The Commission's 2026-2030 benchmark cycle set a policy decision point that coincided with the peak of the European energy cost crisis, creating unusual pressure to relieve industrial burden that might have been resisted in a lower-price environment.

What could happen next?
  • Consequence

    The 13% EUA consensus downgrade lowers the investment case for carbon capture and storage in Europe: projects requiring EUR 90+ EUA as a breakeven are commercially unviable at EUR 80.61/tonne, likely delaying final investment decisions by 2-3 years.

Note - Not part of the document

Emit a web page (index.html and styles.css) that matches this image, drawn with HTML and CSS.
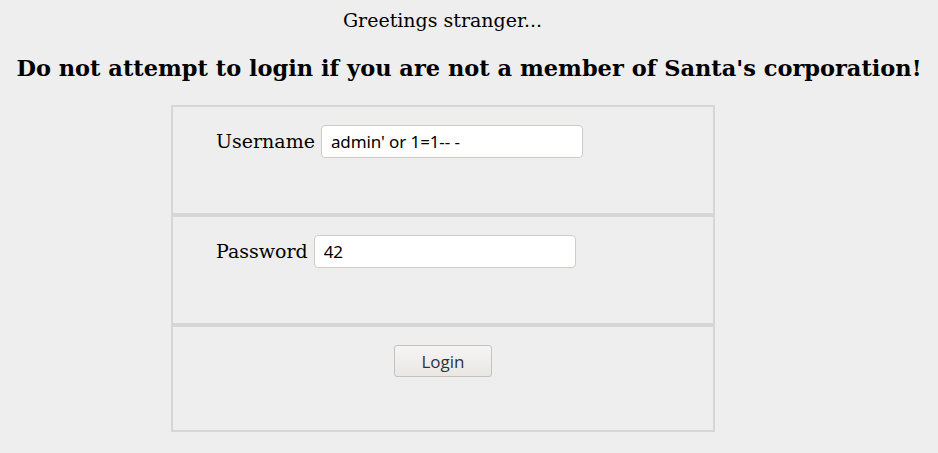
FILE: index.html
```html
<!DOCTYPE html>
<html>
<head>
<meta charset="utf-8">
<link rel="stylesheet" href="styles.css">
</head>
<body>
<div class="greeting">Greetings stranger...</div>
<h2 class="warning">Do not attempt to login if you are not a member of Santa's corporation!</h2>
<form class="login">
  <div class="row">
    <label class="label">Username</label>
    <input class="field" type="text" value="admin' or 1=1-- -">
  </div>
  <div class="row">
    <label class="label">Password</label>
    <input class="field" type="text" value="42">
  </div>
  <div class="row row-center">
    <button class="btn" type="button">Login</button>
  </div>
</form>
</body>
</html>
```
FILE: styles.css
```css
html, body {
  background: #eeeeee;
}
body {
  margin: 8px;
  font-family: "DejaVu Serif", serif;
  color: #000;
}
.greeting {
  width: 869px;
  text-align: center;
  font-size: 19px;
  line-height: 22px;
  padding-top: 1px;
}
.warning {
  margin: 0;
  padding-top: 24px;
  text-align: center;
  font-size: 22.5px;
  line-height: 26px;
  font-weight: bold;
  white-space: nowrap;
}
.login {
  width: 544px;
  margin: 24px 0 0 163px;
  display: flex;
  flex-direction: column;
}
.row {
  border: 2px solid #d6d6d6;
  display: flex;
  align-items: flex-start;
  padding: 18px 0 0 43px;
  box-sizing: border-box;
  height: 110px;
}
.row-center {
  justify-content: center;
  padding: 18px 0 0 0;
  height: 107px;
}
.label {
  font-family: "DejaVu Serif", serif;
  font-size: 19px;
  line-height: 33px;
  margin-right: 6px;
}
.field {
  width: 262px;
  height: 33px;
  box-sizing: border-box;
  border: 1px solid #cfcbc6;
  border-radius: 4px;
  background: #fff;
  font-family: "Noto Sans", sans-serif;
  font-size: 17px;
  letter-spacing: -0.1px;
  padding: 0 9px;
  color: #000;
  outline: none;
}
.btn {
  width: 98px;
  height: 32px;
  border: 1px solid #c6c2bd;
  border-radius: 3px;
  background: linear-gradient(#f6f5f4, #e9e7e4);
  font-family: "Open Sans", sans-serif;
  font-size: 17px;
  color: #2e3436;
  padding: 0;
}
```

    Medium term · Assessed
  • Risk

    If the benchmark revision is read as a precedent that the Commission will relieve industry in every review cycle, the credibility loss could push EUA below EUR 70/tonne by 2027 as market participants anticipate further allocation increases.

    Short term · Suggested
  • Opportunity

    German chemical and steel plants running at 62-68% utilisation may stabilise or marginally improve capacity utilisation in H2 2026 as the EUR 4 billion cost saving flows through procurement decisions, partially offsetting the demand-destruction trend in industrial gas consumption.